Tutta “colpa” di Freud e non solo!

di Annalisa Bello

 Un recente studio ha cercato di gettare luce sul ruolo della rabbia e dell’aggressività latente nel Disturbo Ossessivo Compulsivo. Si sarà riusciti nell’impresa?

Da sempre calamitante l’attenzione e la curiosità dei clinici, il Disturbo Ossessivo Compulsivo (DOC) non ha mancato a solleticare anche la mente freudiana che interpretava la spiccata moralità di questa categoria di pazienti come l’esito di una formazione reattiva a impulsi aggressivi e erotici repressi. Un’aggressività così prorompente da dover essere celata, insomma. In linea con le assunzioni di Freud, alcuni studi riportano punteggi elevati a misure self-report (autosomministrate) di rabbia in soggetti con sintomatologia ossessiva rispetto a quelli di controllo. L’intrigante accoppiata tra la rabbia e il DOC parrebbe assumere particolare rilevanza nella categoria dei checkers (controllori), sebbene le evidenze a tal riguardo sembrino essere contrastanti. All’interno di questo background alquanto confondente, sembrerebbe esserci un imputato: le misure self-report il cui svantaggio sarebbe proprio la scarsa puntualità dei resoconti soggettivi, inficiati ulteriormente da variabili come la desiderabilità sociale. La pensano così Claus e collaboratori che, in uno studio pubblicato su Journal of Behavior Therapy and Experimental Psychiatry nello scorso gennaio, hanno cercato di gettare luce sull’aggressività latente nel DOC, indagandola attraverso misure più implicite e affidabili, come l’Implicit Association Test (IAT). Gli autori si aspettano, infatti, di confermare la presenza di elevati tratti di aggressività in pazienti DOC rispetto ai controlli. A tal fine, hanno reclutato 58 pazienti con DOC e 28 partecipanti sani i quali, dopo un’iniziale fase di valutazione, atta a validare la diagnosi di DOC, erano chiamati a svolgere il compito sperimentale. Nella fattispecie, i partecipanti allo studio erano chiamati a svolgere un compito di doppia categorizzazione veloce di stimoli appartenenti a quattro categorie: ogni soggetto doveva associare, in tempi rapidi, parole non aggressive a se stesso e parole aggressive alla categoria “altro”; poi le coppie venivano invertite e la categorizzazione era in termini di “io/aggressivo” contro “altri/non aggressivi”.

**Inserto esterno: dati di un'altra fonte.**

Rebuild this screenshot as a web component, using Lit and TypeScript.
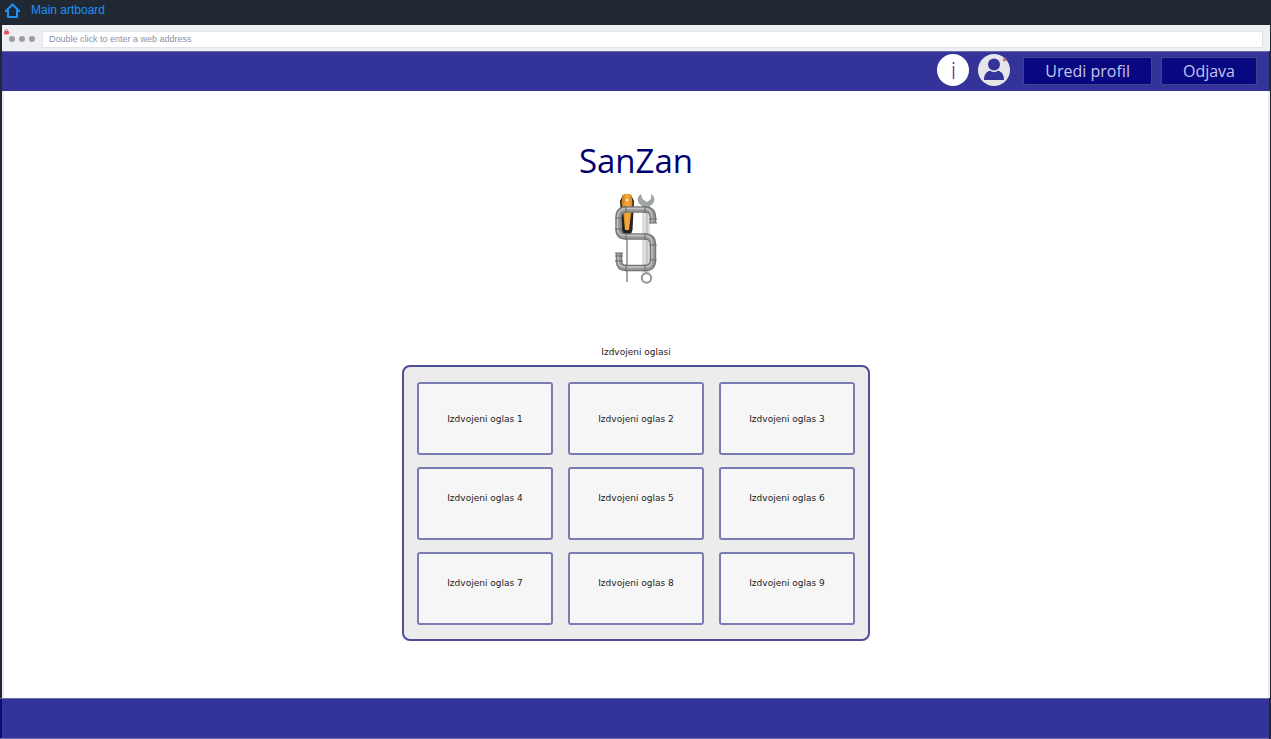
import { LitElement, html, css } from "lit";
import { customElement } from "lit/decorators.js";

@customElement("pipe-logo")
class PipeLogo extends LitElement {
  static styles = css`
    :host { display: block; }
    svg { display: block; }
  `;

  render() {
    return html`
      <svg width="44" height="92" viewBox="0 0 44 92" role="img" aria-label="SanZan logo">
        <defs>
          <linearGradient id="handle" x1="0" x2="1">
            <stop offset="0" stop-color="#c87a18" />
            <stop offset=".5" stop-color="#f7ad3c" />
            <stop offset="1" stop-color="#d98a20" />
          </linearGradient>
        </defs>
        <path d="M28 14V80H36V14Z" fill="#dcddde" />
        <path d="M33 14V80" stroke="#c6c7c8" stroke-width="2" />
        <path d="M27 1C22 4 23 10 28 13V17H36V13C41.500 10 42 4 37 1L37 6L33 9L28.500 6Z" fill="#a2a5a7" />
        <path d="M13 38V89" stroke="#8b8886" stroke-width="1.500" />
        <path d="M9 2C11 .5 15 .5 17 2L20 8L18.500 37L17 41H9L8 37L6 8Z" fill="#252321" />
        <path d="M8.500 2C11 .3 15 .3 17.500 2L18.500 10L17 22L15 37H11L9.500 22L7.500 10Z" fill="url(#handle)" />
        <circle cx="13" cy="7" r="1.200" fill="#fff3d8" />
        <g fill="none" stroke-linejoin="round">
          <path d="M39 30V25Q39 16.500 31 16.500H12Q4.500 16.500 4.500 25V36Q4.500 43.500 12 43.500H31Q39 43.500 39 52V67Q39 75 31 75H12Q5 75 5 68V60" stroke="#767676" stroke-width="6.500" />
          <path d="M39 30V25Q39 16.500 31 16.500H12Q4.500 16.500 4.500 25V36Q4.500 43.500 12 43.500H31Q39 43.500 39 52V67Q39 75 31 75H12Q5 75 5 68V60" stroke="#999" stroke-width="4" />
          <path d="M38 29V25Q38 15.500 31 15.500H12Q3.500 15.500 3.500 25V36Q3.500 42.500 12 42.500H31Q38 42.500 38 52V67Q38 74 31 74H12Q4 74 4 68V60" stroke="#c4c4c4" stroke-width="1.300" />
        </g>
        <path d="M1 25H8M1 36H8M12 13V20M31 13V20M35 26H43M35 30H43M12 40V47M31 40V47M35.500 52H42.500M35.500 67H42.500M31 71.500V78.500M12 71.500V78.500M1 60H9M1 63H9M1 68H9" stroke="#666" />
        <circle cx="32.500" cy="85" r="4.700" fill="#fff" stroke="#929496" stroke-width="2" />
      </svg>
    `;
  }
}

@customElement("app-root")
class AppRoot extends LitElement {
  static styles = css`
    :host {
      display: flex;
      flex-direction: column;
      min-height: 100vh;
      box-sizing: border-box;
      background: #202834;
      font-family: "Open Sans", "Noto Sans", sans-serif;
    }
    * { box-sizing: border-box; }
    .topbar {
      display: flex;
      align-items: center;
      height: 25px;
      padding: 0 5px 5px;
    }
    .crumb {
      display: flex;
      align-items: center;
      gap: 11px;
      color: #1e90f5;
      font: 12px/16px "Liberation Sans", sans-serif;
      text-decoration: none;
    }
    .crumb svg { display: block; }
    .board {
      display: flex;
      flex-direction: column;
      flex: 1;
      margin: 0 1px 0 2px;
    }
    .chrome {
      position: relative;
      display: flex;
      align-items: center;
      gap: 7px;
      height: 26px;
      padding: 2px 7px 0;
      background: #eeeff3;
    }
    .dots { display: flex; gap: 4px; }
    .dot {
      width: 6px;
      height: 6px;
      border-radius: 50%;
      background: #9d9d9d;
    }
    .lock {
      position: absolute;
      left: 2px;
      top: 3px;
    }
    .address {
      flex: 1;
      min-width: 0;
      height: 17px;
      padding: 0 6px;
      border: 1px solid #e2e3e7;
      border-radius: 0;
      background: #fff;
      color: #8085a0;
      font: 9px/15px "Liberation Sans", sans-serif;
      outline: none;
    }
    .address::placeholder { color: #8d91a8; opacity: 1; }
    .header {
      display: flex;
      align-items: center;
      justify-content: flex-end;
      height: 40px;
      padding: 0 12px 2px 0;
      margin-right: 1px;
      border-top: 1px solid #6c6ca8;
      background: #333399;
    }
    .icons {
      display: flex;
      gap: 9px;
      padding-bottom: 2px;
      margin-right: 13px;
    }
    .icon {
      width: 32px;
      height: 32px;
      padding: 0;
      border: 0;
      border-radius: 50%;
      background: none;
    }
    .icon svg { display: block; }
    .info {
      background: #fff;
      color: #59229a;
      font: 24px/32px "Open Sans", sans-serif;
      font-weight: 300;
    }
    .actions {
      display: flex;
      gap: 9px;
    }
    .action {
      height: 28px;
      padding: 0 21px;
      border: 1px solid #43438c;
      border-radius: 2px;
      background: #080880;
      color: #c4c4ee;
      font: 16px/24px "Open Sans", sans-serif;
    }
    .main {
      display: flex;
      flex-direction: column;
      align-items: center;
      flex: 1;
      padding: 46px 16px 57px;
      border: solid #e9ebf0;
      border-width: 0 2px;
      background: #fff;
    }
    .title {
      margin: 0;
      color: #000070;
      font-size: 33px;
      font-weight: 400;
      line-height: 48px;
    }
    .logo { margin-top: 8px; }
    .caption {
      margin: 60px 0 6px;
      color: #222;
      font: 400 9px/14px "DejaVu Sans", sans-serif;
    }
    .panel {
      display: grid;
      grid-template-columns: repeat(3, 136px);
      grid-auto-rows: 73px;
      gap: 12px 15px;
      margin: 0;
      padding: 15px 13px 14px;
      border: 2px solid #4d4d99;
      border-radius: 8px;
      background: #ececec;
      list-style: none;
    }
    .card {
      display: flex;
      align-items: center;
      justify-content: center;
      border: 2px solid #7b7bb3;
      border-radius: 3px;
      background: #f6f6f6;
      color: #222;
      font: 9px/14px "DejaVu Sans", sans-serif;
    }
    .card.raised { padding-bottom: 12px; }
    .footer {
      height: 41px;
      margin-right: 2px;
      border: solid #6c6ca8;
      border-width: 1px 0;
      background: linear-gradient(90deg, #0c0c74 2px, #333399 2px);
    }
  `;

  private ads = [1, 2, 3, 4, 5, 6, 7, 8, 9];

  render() {
    return html`
      <nav class="topbar">
        <a class="crumb" href="#">
          <svg width="15" height="15" viewBox="0 0 15 15" fill="none" stroke="#1e90f5" stroke-width="2">
            <path d="M.8 8H3V14H12V8H14.200L7.500 1.500Z" />
          </svg>
          Main artboard
        </a>
      </nav>
      <div class="board">
        <div class="chrome">
          <svg class="lock" width="5" height="7" viewBox="0 0 5 7" aria-hidden="true">
            <path d="M1.500 3V2Q2.500 .5 3.500 2V3" fill="none" stroke="#e0697c" />
            <rect y="3" width="5" height="3.500" rx="1" fill="#d9566c" />
          </svg>
          <div class="dots">
            <span class="dot"></span><span class="dot"></span><span class="dot"></span>
          </div>
          <input class="address" type="text" aria-label="Web address" placeholder="Double click to enter a web address" />
        </div>
        <header class="header">
          <div class="icons">
            <button class="icon info" aria-label="Info">i</button>
            <button class="icon" aria-label="Profil">
              <svg width="32" height="32" viewBox="0 0 32 32">
                <circle cx="16" cy="16" r="16" fill="#e6e6ea" />
                <path d="M6 26C6 20.500 8.500 17.500 12 16.800Q16 19.500 20 16.800C23.500 17.500 26 20.500 26 26Z" fill="#333399" />
                <circle cx="16" cy="10.500" r="6" fill="#333399" />
                <path d="M25 6.500V4.500Q26.500 2.500 28 4.500V6.500L26.500 8Z" fill="#e0697c" />
              </svg>
            </button>
          </div>
          <div class="actions">
            <button class="action">Uredi profil</button>
            <button class="action">Odjava</button>
          </div>
        </header>
        <main class="main">
          <h1 class="title">SanZan</h1>
          <pipe-logo class="logo"></pipe-logo>
          <h2 class="caption">Izdvojeni oglasi</h2>
          <ul class="panel">
            ${this.ads.map(
              (n) => html`<li class="card ${n > 3 ? "raised" : ""}">Izdvojeni oglas ${n}</li>`
            )}
          </ul>
        </main>
      </div>
      <footer class="footer"></footer>
    `;
  }
}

Sorprendentemente per gli autori, i pazienti con DOC palesavano una rappresentazione di sé meno aggressiva rispetto ai controlli, come confermato ulteriormente dal pattern di correlazioni negative tra il test che misurava la sintomatologia ossessiva e il compito sperimentale, in linea con la fetta di letteratura che, ricorrendo a misure self-report, non aveva osservato il freudiano connubio tra aggressività e DOC. Le inaspettate risultanze hanno messo alla prova gli autori che hanno posto una riflessione: se da un lato la “scomoda” evidenza potrebbe essere dovuta a una differenza tra l’appraisal (valutazione) personale sull’aggressività dei pazienti ossessivi rispetto a quelli di controllo, dall’altro la chiave di volta, secondo Claus e collaboratori, risiederebbe nel senso di responsabilità inflazionata tipica del DOC, che porterebbe i pazienti a neutralizzare con le compulsioni i pensieri ossessivi associati a dannosità per sé o per gli altri. In tal senso, la rabbia e l’aggressività sarebbero gli esiti di un’opera di neutralizzazione non pienamente riuscita. O, ancora: l’aggressività del DOC potrebbe essere più congrua con concetti relati a un pattern più covert (non manifesto) e non esplicito come quello ritratto dalle parole target utilizzate nel compito. Oppure potrebbe essere che, sempre a detta degli autori, il medesimo senso di responsabilità inflazionata abbia portato i pazienti ossessivi ad aderire responsabilmente alla consegna sperimentale di svolgere il compito correttamente e nel minor tempo possibile.

Non resta che chiedersi: ma perché stupirsi tanto? Non risiede forse altrove il nucleo psicopatologico del DOC?